The answer is Hippopotamus, conclusive evidence that Mael hasn’t lost his ear for earworm hooks or droll turns of phrase. While the stylistic shifts can be abrupt, the album, like the entire Sparks oeuvre, is united by a singularly curious perspective, one where complex ideas are distilled to their essence and every song is about something. Hippopotamus is no exception, with Mael writing about God’s frustrations with whiny humans (“What the Hell is it This Time?”), an elegy for a life wasted on convention (“Edith Piaf (Said it Better Than Me)”), and an absurdist tale of a man who finds a series of increasingly bizarre items in his swimming pool (“Hippopotamus”). As with the best songs, any one of them feels like an idea that could be expanded into a larger narrative, should the opportunity arise.
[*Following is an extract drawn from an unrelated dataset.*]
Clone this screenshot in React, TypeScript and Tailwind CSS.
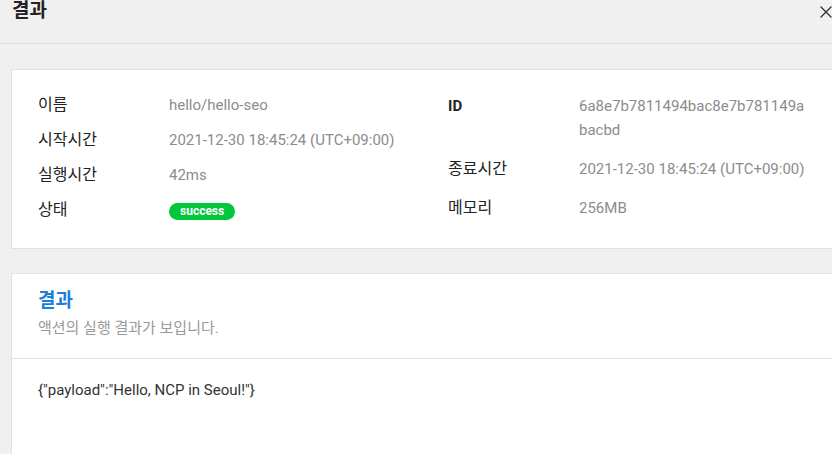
import { X } from 'lucide-react';

const font = "font-['Roboto','Noto_Sans_CJK_KR',sans-serif]";

const leftRows = [
  { label: '이름', value: 'hello/hello-seo' },
  { label: '시작시간', value: '2021-12-30 18:45:24 (UTC+09:00)' },
  { label: '실행시간', value: '42ms' },
];

const rightRows = [
  { label: 'ID', value: '6a8e7b7811494bac8e7b781149abacbd', bold: true },
  { label: '종료시간', value: '2021-12-30 18:45:24 (UTC+09:00)' },
  { label: '메모리', value: '256MB' },
];

export default function App() {
  return (
    <div className={`w-[832px] h-[454px] overflow-hidden bg-[#f0f0f0] ${font}`}>
      {/* modal header */}
      <div className="h-[44px] border-b border-[#dcdcdc] flex justify-between pl-3">
        <h2 className="text-[19px] leading-[22px] font-bold text-[#222]">결과</h2>
        <X className="w-5 h-5 mt-[2px] mr-[-4px] text-[#333]" strokeWidth={1.6} />
      </div>

      <div className="pl-[11px] w-[900px]">
        {/* summary card */}
        <div className="mt-[25px] bg-white border border-[#e2e2e2] pl-[26px] pt-[25px] pb-[28px] flex text-[15px]">
          <div className="w-[410px]">
            {leftRows.map(r => (
              <div key={r.label} className="flex leading-[20px] mb-[15px]">
                <div className="w-[131px] text-[16px] text-[#222]">{r.label}</div>
                <div className="text-[#8c8c8c]">{r.value}</div>
              </div>
            ))}
            <div className="flex leading-[20px]">
              <div className="w-[131px] text-[16px] text-[#222]">상태</div>
              <div>
                <span className="inline-block bg-[#00c73c] text-white text-[12px] font-bold leading-[17px] px-[11px] rounded-full mt-[1px]">
                  success
                </span>
              </div>
            </div>
          </div>
          <div className="w-[400px] -mt-[1px]">
            {rightRows.map((r, i) => (
              <div key={r.label} className={`flex leading-[24px] ${i < rightRows.length - 1 ? 'mb-[15px]' : ''}`}>
                <div className={`w-[131px] shrink-0 text-[#222] ${r.bold ? 'font-bold text-[15px]' : 'text-[16px]'}`}>{r.label}</div>
                <div className="w-[232px] break-all text-[#8c8c8c]">{r.value}</div>
              </div>
            ))}
          </div>
        </div>

        {/* result card */}
        <div className="mt-[24px] bg-white border border-[#e2e2e2] rounded-[2px] h-[200px]">
          <div className="pl-[26px] pt-[15px] pb-[20px] border-b border-[#e2e2e2]">
            <h3 className="text-[19px] leading-[24px] font-bold text-[#1a7fd8]">결과</h3>
            <p className="text-[15px] leading-[20px] text-[#999] mt-[5px]">액션의 실행 결과가 보입니다.</p>
          </div>
          <div className="pl-[26px] pt-[21px] text-[15px] leading-[20px] text-[#333]">
            {'{"payload":"Hello, NCP in Seoul!"}'}
          </div>
        </div>
      </div>
    </div>
  );
}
In 2018, the Mael brothers will finally realize one such concept.

With filming set to begin early in the year, their first feature-length film, Annette, will go into production. Starring Adam Driver and Michelle Williams, the movie musical will follow the story of a comedian who is left to raise a 2-year-old child after his wife dies. A collaboration with French director Leos Carax, it might well be the culmination of nearly five decades of work. As most of their contemporaries shuffle off into irrelevancy and increasingly unconvincing impersonations of their previous iterations, Sparks are still the band they’ve always been: experimental, eccentric, and unmistakably themselves.
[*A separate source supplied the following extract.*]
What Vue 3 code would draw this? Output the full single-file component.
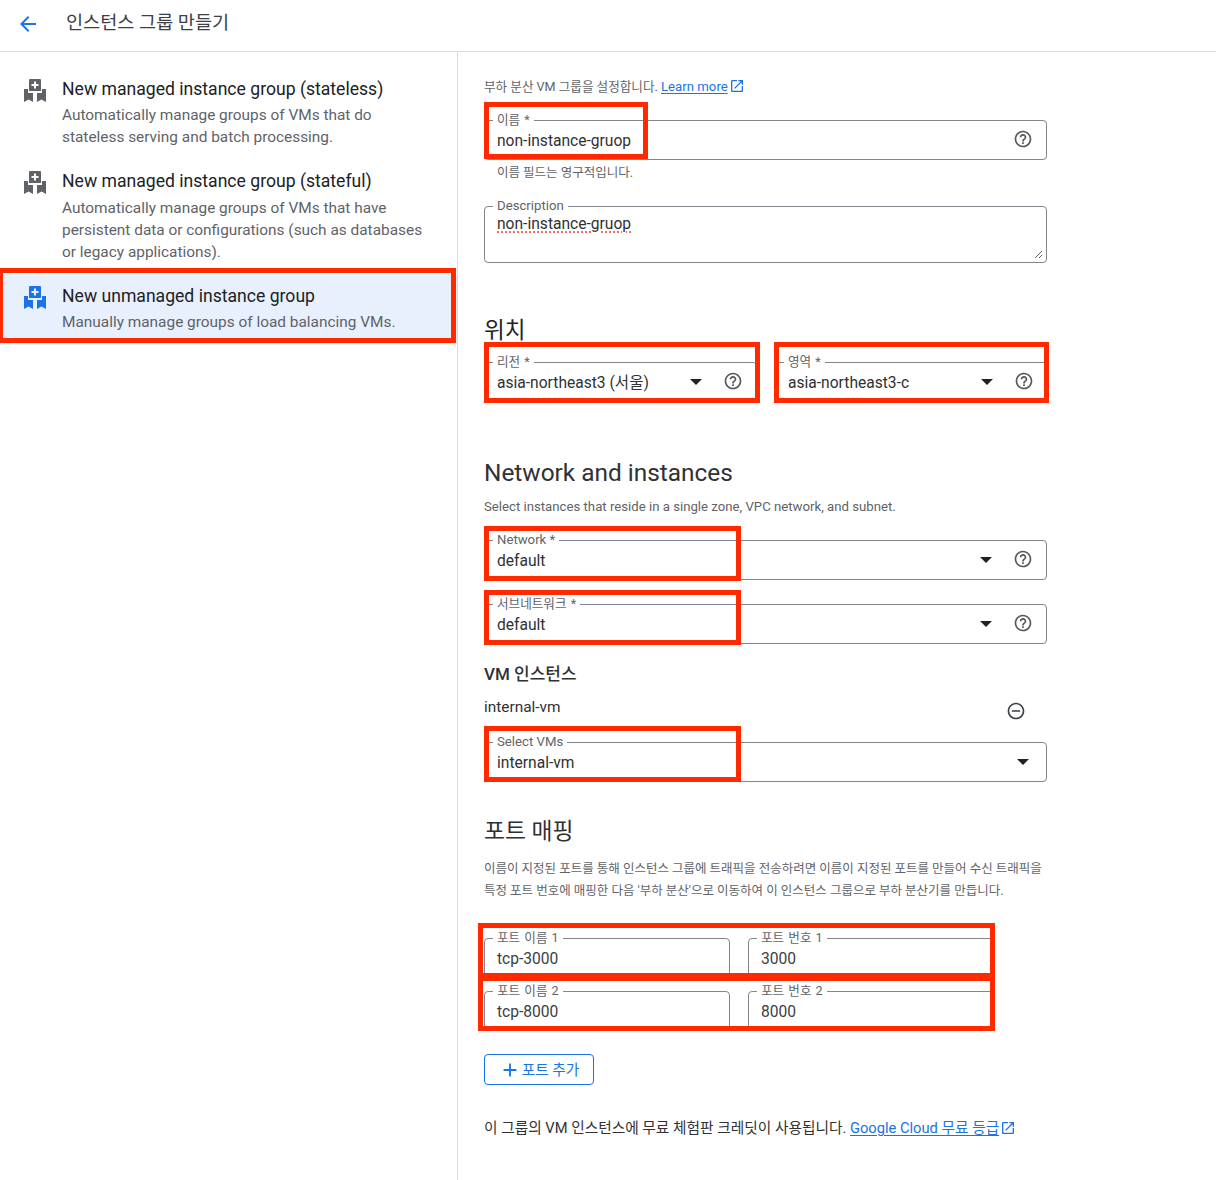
<template>
  <div class="page">
    <header class="topbar">
      <svg class="back" viewBox="0 0 24 24" width="24" height="24"><path d="M20 11H7.830l5.590-5.590L12 4l-8 8 8 8 1.410-1.410L7.830 13H20v-2z" /></svg>
      <h1>인스턴스 그룹 만들기</h1>
    </header>

    <div class="body">
      <nav class="sidebar">
        <div v-for="item in groupTypes" :key="item.title" class="type-item" :class="{ selected: item.selected }">
          <svg class="type-icon" viewBox="0 0 24 24" width="24" height="24">
            <path fill-rule="evenodd" d="M7 1h10a1 1 0 0 1 1 1v11H6V2a1 1 0 0 1 1-1zm4 2.500V6H8.500v2H11v2.500h2V8h2.500V6H13V3.500z" />
            <path d="M1 11h4v4h5v9l-4.500-2.500L1 24zM14 15h5v-4h4v13l-4.500-2.500L14 24z" />
          </svg>
          <div>
            <div class="type-title">{{ item.title }}</div>
            <div class="type-desc" v-html="item.desc"></div>
          </div>
        </div>
      </nav>

      <main class="form">
        <p class="intro">
          부하 분산 VM 그룹을 설정합니다.
          <a class="link">Learn more</a>
          <svg class="ext" viewBox="0 0 24 24" width="16" height="16"><path :d="extPath" /></svg>
        </p>

        <div class="field name-field">
          <label class="ko">이름 *</label>
          <span class="value">non-instance-gruop</span>
          <svg class="help" viewBox="0 0 24 24" width="20" height="20"><path :d="helpPath" /></svg>
        </div>
        <div class="hint">이름 필드는 영구적입니다.</div>

        <div class="field desc-field">
          <label>Description</label>
          <span class="value spell">non-instance-gruop</span>
          <svg class="grip" viewBox="0 0 10 10" width="10" height="10">
            <path d="M2 9L9 2M6 9L9 6" stroke="#5f6368" stroke-width="1" fill="none" />
          </svg>
        </div>

        <h2 class="loc-title">위치</h2>
        <div class="loc-row">
          <div class="field">
            <label class="ko">리전 *</label>
            <span class="value">asia-northeast3 (서울)</span>
            <svg class="drop" viewBox="0 0 12 6" width="12" height="6"><path d="M0 0h12L6 6z" /></svg>
            <svg class="help" viewBox="0 0 24 24" width="20" height="20"><path :d="helpPath" /></svg>
          </div>
          <div class="field">
            <label class="ko">영역 *</label>
            <span class="value">asia-northeast3-c</span>
            <svg class="drop" viewBox="0 0 12 6" width="12" height="6"><path d="M0 0h12L6 6z" /></svg>
            <svg class="help" viewBox="0 0 24 24" width="20" height="20"><path :d="helpPath" /></svg>
          </div>
        </div>

        <h2 class="net-title">Network and instances</h2>
        <p class="net-sub">Select instances that reside in a single zone, VPC network, and subnet.</p>
        <div class="field network">
          <label>Network *</label>
          <span class="value">default</span>
          <svg class="drop" viewBox="0 0 12 6" width="12" height="6"><path d="M0 0h12L6 6z" /></svg>
          <svg class="help" viewBox="0 0 24 24" width="20" height="20"><path :d="helpPath" /></svg>
        </div>
        <div class="field network">
          <label class="ko">서브네트워크 *</label>
          <span class="value">default</span>
          <svg class="drop" viewBox="0 0 12 6" width="12" height="6"><path d="M0 0h12L6 6z" /></svg>
          <svg class="help" viewBox="0 0 24 24" width="20" height="20"><path :d="helpPath" /></svg>
        </div>

        <h3>VM 인스턴스</h3>
        <div class="vm-row">
          <span>internal-vm</span>
          <svg class="minus" viewBox="0 0 24 24" width="20" height="20"><path d="M7 11v2h10v-2H7zm5-9C6.480 2 2 6.480 2 12s4.480 10 10 10 10-4.480 10-10S17.520 2 12 2zm0 18c-4.410 0-8-3.590-8-8s3.590-8 8-8 8 3.590 8 8-3.590 8-8 8z" /></svg>
        </div>
        <div class="field vm-select">
          <label>Select VMs</label>
          <span class="value">internal-vm</span>
          <svg class="drop" viewBox="0 0 12 6" width="12" height="6"><path d="M0 0h12L6 6z" /></svg>
        </div>

        <h2 class="port-title">포트 매핑</h2>
        <p class="port-desc">
          이름이 지정된 포트를 통해 인스턴스 그룹에 트래픽을 전송하려면 이름이 지정된 포트를 만들어 수신 트래픽을<br />
          특정 포트 번호에 매핑한 다음 '부하 분산'으로 이동하여 이 인스턴스 그룹으로 부하 분산기를 만듭니다.
        </p>
        <div class="ports">
          <template v-for="port in ports" :key="port.name">
            <div class="field">
              <label class="ko">{{ port.nameLabel }}</label>
              <span class="value">{{ port.name }}</span>
            </div>
            <div class="field">
              <label class="ko">{{ port.numLabel }}</label>
              <span class="value">{{ port.num }}</span>
            </div>
          </template>
        </div>

        <button class="add-port">
          <svg viewBox="0 0 24 24" width="22" height="22"><path d="M19 13h-6v6h-2v-6H5v-2h6V5h2v6h6v2z" /></svg>
          <span>포트 추가</span>
        </button>

        <p class="credit">
          이 그룹의 VM 인스턴스에 무료 체험판 크레딧이 사용됩니다.
          <a class="link">Google Cloud 무료 등급</a>
          <svg class="ext" viewBox="0 0 24 24" width="16" height="16"><path :d="extPath" /></svg>
        </p>
      </main>
    </div>

    <!-- red annotation boxes drawn on top of the screenshot -->
    <div
      v-for="(box, i) in marks"
      :key="i"
      class="mark"
      :style="{ left: box[0] + 'px', top: box[1] + 'px', width: box[2] + 'px', height: box[3] + 'px' }"
    ></div>
  </div>
</template>

<script setup>
const helpPath =
  "M11 18h2v-2h-2v2zm1-16C6.480 2 2 6.480 2 12s4.480 10 10 10 10-4.480 10-10S17.520 2 12 2zm0 18c-4.410 0-8-3.590-8-8s3.590-8 8-8 8 3.590 8 8-3.590 8-8 8zm0-14c-2.210 0-4 1.790-4 4h2c0-1.100.9-2 2-2s2 .9 2 2c0 2-3 1.750-3 5h2c0-2.250 3-2.500 3-5 0-2.210-1.790-4-4-4z";
const extPath =
  "M19 19H5V5h7V3H5c-1.110 0-2 .9-2 2v14c0 1.100.89 2 2 2h14c1.100 0 2-.9 2-2v-7h-2v7zM14 3v2h3.590l-9.830 9.830 1.410 1.410L19 6.410V10h2V3h-7z";

const groupTypes = [
  {
    title: "New managed instance group (stateless)",
    desc: "Automatically manage groups of VMs that do<br>stateless serving and batch processing.",
  },
  {
    title: "New managed instance group (stateful)",
    desc: "Automatically manage groups of VMs that have<br>persistent data or configurations (such as databases<br>or legacy applications).",
  },
  {
    title: "New unmanaged instance group",
    desc: "Manually manage groups of load balancing VMs.",
    selected: true,
  },
];

const ports = [
  { nameLabel: "포트 이름 1", name: "tcp-3000", numLabel: "포트 번호 1", num: "3000" },
  { nameLabel: "포트 이름 2", name: "tcp-8000", numLabel: "포트 번호 2", num: "8000" },
];

const marks = [
  [-2, 268, 458, 75],
  [484, 102, 164, 57],
  [484, 342, 276, 61],
  [774, 342, 275, 61],
  [484, 526, 257, 55],
  [484, 590, 257, 55],
  [484, 726, 257, 56],
  [478, 923, 517, 55],
  [478, 976, 517, 55],
];
</script>

<style>
html,
body {
  margin: 0;
  background: #fff;
}
</style>

<style scoped>
.page {
  position: relative;
  width: 1216px;
  height: 1180px;
  overflow: hidden;
  font-family: Roboto, "Noto Sans CJK KR", sans-serif;
  color: #202124;
}
.topbar {
  height: 51px;
  border-bottom: 1px solid #dadce0;
  display: flex;
  align-items: flex-start;
}
.back {
  fill: #1a73e8;
  margin: 12px 0 0 16px;
}
.topbar h1 {
  margin: 10px 0 0 26px;
  font-size: 18.600px;
  line-height: 26px;
  font-weight: 400;
  color: #3c4043;
}
.body {
  display: flex;
  height: 1128px;
}
.sidebar {
  width: 458px;
  box-sizing: border-box;
  border-right: 1px solid #dadce0;
  padding-top: 16px;
  flex-shrink: 0;
}
.type-item {
  display: flex;
  gap: 15px;
  padding: 9px 0 9px 23px;
  margin-bottom: 3px;
}
.type-icon {
  fill: #5f6368;
  flex-shrink: 0;
  margin-top: 1px;
}
.type-title {
  font-size: 17.600px;
  line-height: 24px;
  color: #202124;
}
.type-desc {
  margin-top: 3px;
  font-size: 15.400px;
  line-height: 22px;
  color: #5f6368;
}
.type-item:nth-child(2) .type-desc {
  margin-top: 4px;
}
.selected {
  background: #e8f0fe;
  margin-bottom: 0;
  padding-bottom: 11px;
}
.selected .type-icon {
  fill: #1a73e8;
}
.form {
  width: 563px;
  margin-left: 26px;
  padding-top: 25px;
}
p {
  margin: 0;
}
.intro {
  font-size: 12.600px;
  line-height: 20px;
  color: #5f6368;
}
.link {
  color: #1a73e8;
  text-decoration: underline;
  text-underline-offset: 2px;
}
.intro .link {
  font-size: 13.200px;
}
.ext {
  fill: #1a73e8;
  vertical-align: -3px;
  margin-left: 1px;
}
.field {
  position: relative;
  box-sizing: border-box;
  height: 40px;
  border: 1px solid #80868b;
  border-radius: 4px;
  background: #fff;
  display: flex;
  align-items: center;
  padding: 1px 12px 0;
}
.field label {
  position: absolute;
  left: 8px;
  top: -9px;
  padding: 0 4px;
  background: #fff;
  font-size: 13.200px;
  line-height: 16px;
  color: #5f6368;
}
.field label.ko {
  font-size: 12.600px;
  word-spacing: 1px;
}
.value {
  font-size: 15.600px;
  line-height: 20px;
  color: #303134;
}
.help {
  fill: #54585c;
  position: absolute;
  right: 13px;
  top: 8px;
}
.drop {
  fill: #202124;
  position: absolute;
  right: 54px;
  top: 16px;
}
.name-field {
  margin-top: 23px;
}
.hint {
  margin: 5px 0 0 13px;
  font-size: 12.500px;
  line-height: 16px;
  color: #5f6368;
}
.desc-field {
  margin-top: 25px;
  height: 57px;
  align-items: flex-start;
  padding-top: 7px;
}
.spell {
  text-decoration: underline dotted #ea4335;
  text-underline-offset: 3px;
}
.grip {
  position: absolute;
  right: 3px;
  bottom: 3px;
}
h2 {
  margin: 0;
  font-weight: 400;
  color: #202124;
}
.loc-title {
  margin-top: 51px;
  font-size: 22.500px;
  line-height: 32px;
}
.loc-row {
  margin-top: 16px;
  display: grid;
  grid-template-columns: 273px 273px;
  gap: 18px;
}
.net-title {
  margin-top: 55px;
  font-size: 24.400px;
  line-height: 32px;
  color: #303134;
}
.net-sub {
  margin-top: 8px;
  font-size: 13.200px;
  line-height: 20px;
  color: #5f6368;
}
.network {
  margin-top: 24px;
}
.net-sub + .network {
  margin-top: 23px;
}
h3 {
  margin: 18px 0 0;
  font-size: 17px;
  line-height: 24px;
  font-weight: 500;
  color: #303134;
}
.vm-row {
  margin-top: 11px;
  display: flex;
  justify-content: space-between;
  font-size: 15.400px;
  line-height: 20px;
  color: #303134;
}
.minus {
  fill: #3c4043;
  margin: 4px 21px -4px 0;
}
.vm-select {
  margin-top: 25px;
}
.vm-select .drop {
  right: 17px;
}
.port-title {
  margin-top: 34px;
  font-size: 22.800px;
  line-height: 32px;
  color: #303134;
}
.port-desc {
  margin-top: 10px;
  font-size: 12.500px;
  line-height: 22px;
  color: #5f6368;
}
.ports {
  margin-top: 36px;
  display: grid;
  grid-template-columns: 246px 246px;
  column-gap: 18px;
  row-gap: 13px;
}
.ports .value {
  color: #3c4043;
}
.add-port {
  margin-top: 23px;
  box-sizing: border-box;
  width: 110px;
  height: 31px;
  display: flex;
  align-items: center;
  justify-content: center;
  gap: 1px;
  background: #fff;
  border: 1px solid #1a73e8;
  border-radius: 4px;
  color: #1a73e8;
  font-family: inherit;
  font-size: 14.700px;
  padding: 0;
}
.add-port span {
  position: relative;
  top: -1px;
}
.add-port svg {
  fill: #1a73e8;
}
.credit {
  margin-top: 32px;
  font-size: 14.700px;
  line-height: 22px;
  color: #303134;
}
.mark {
  position: absolute;
  box-sizing: border-box;
  border: 5px solid #ff2a00;
  pointer-events: none;
}
</style>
“There’s a certain amount of serious playfulness in what we do, so that allows us to write sincerely,” Mael concludes. “In pop music, we don’t feel like we are slumming it. This is the kind of music that we really love. And while a lot of people who are chronologically where we are are writing reflectively or looking back on life and relationships, we’re able to write in a way that we’ve always written, that’s in the moment and not mellowing out,” he laughs, then adds “as far as we can control that.”